Nuclear Data Adjustment for Nonlinear Applications in the OECD/NEA WPNCS SG14 Benchmark -- A Bayesian Inverse UQ-based Approach for Data Assimilation
The Organization for Economic Cooperation and Development (OECD) Working Party on Nuclear Criticality Safety (WPNCS) proposed a benchmark exercise to assess the performance of current nuclear data adjustment techniques applied to nonlinear applications and experiments with low correlation to applications. This work introduces Bayesian Inverse Uncertainty Quantification (IUQ) as a method for nuclear data adjustments in this benchmark, and compares IUQ to the more traditional methods of Generalized Linear Least Squares (GLLS) and Monte Carlo Bayes (MOCABA). Posterior predictions from IUQ showed agreement with GLLS and MOCABA for linear applications.
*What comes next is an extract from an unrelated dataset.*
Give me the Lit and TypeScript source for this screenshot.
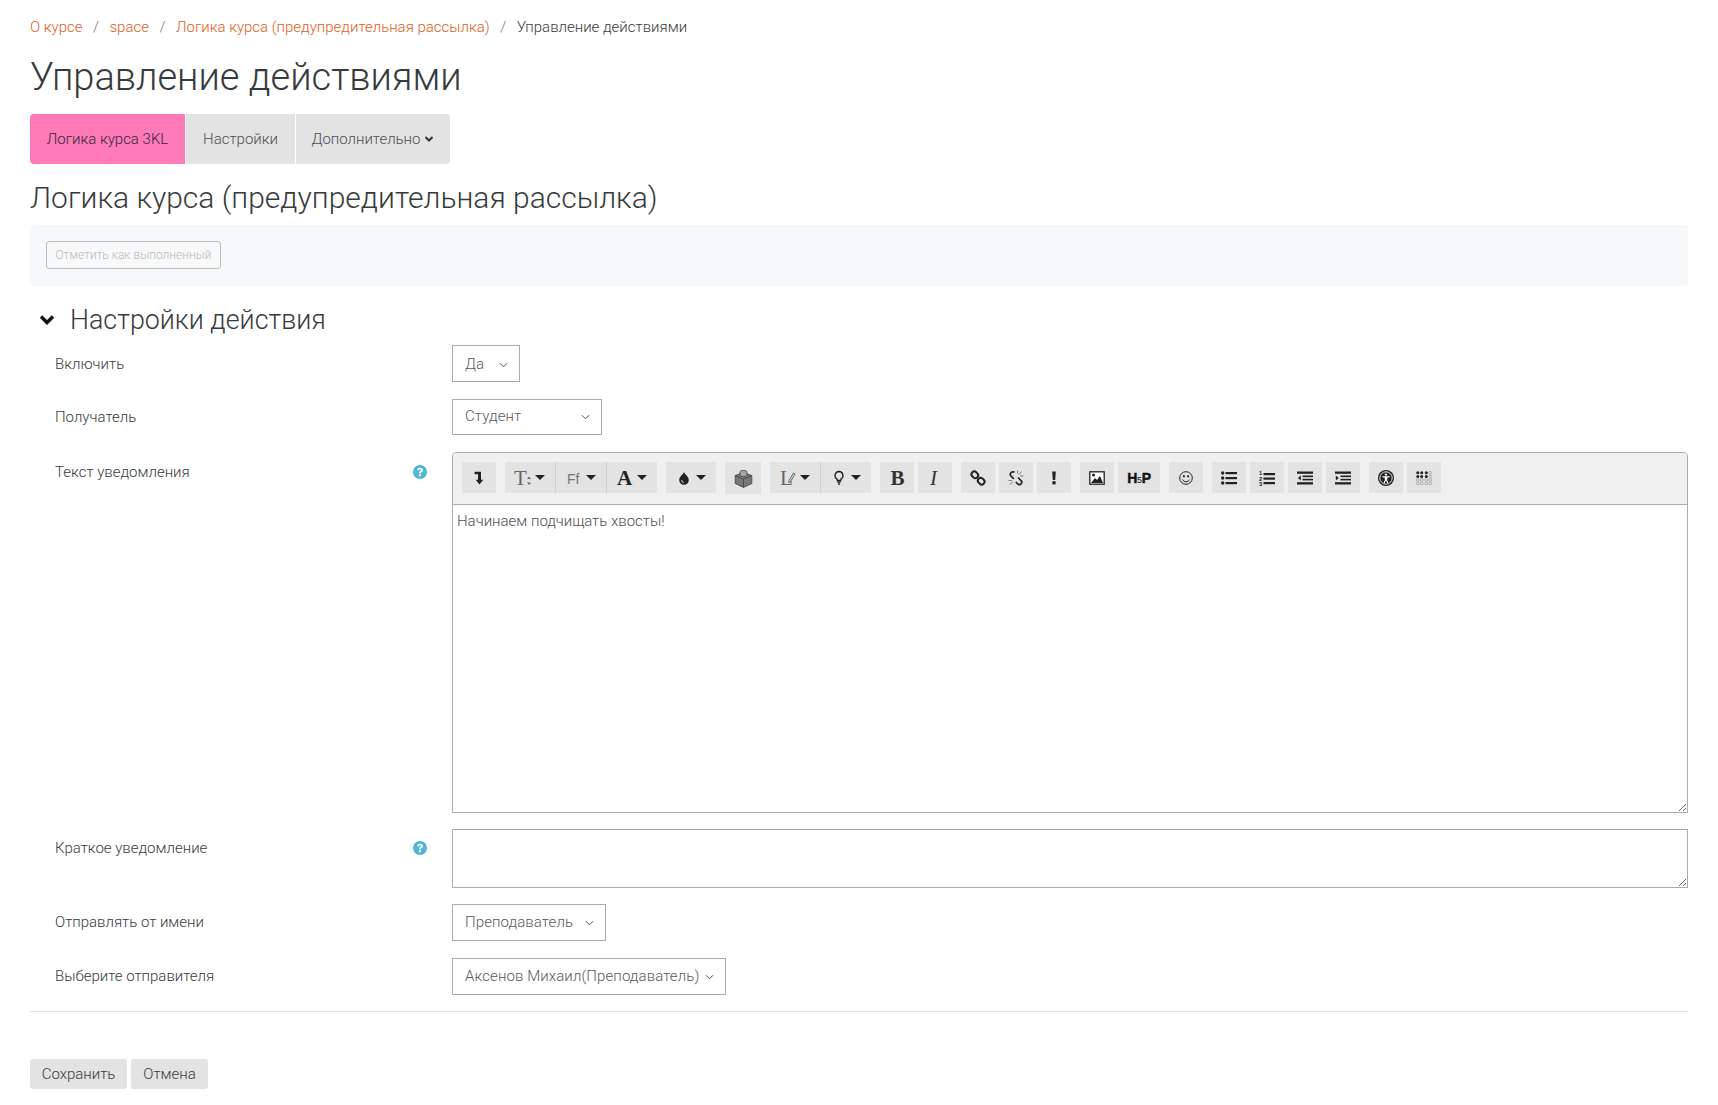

When comparing GLLS, MOCABA, and IUQ posterior predictions to computed model responses using adjusted parameters, we observe that GLLS predictions fail to replicate computed response distributions for nonlinear applications, while MOCABA shows near agreement, and IUQ uses computed model responses directly. We also discuss observations on why experiments with low correlation to applications can be informative to nuclear data adjustments and identify some properties useful in selecting experiments for inclusion in nuclear data adjustment. Performance in this benchmark indicates potential for Bayesian IUQ in nuclear data adjustments.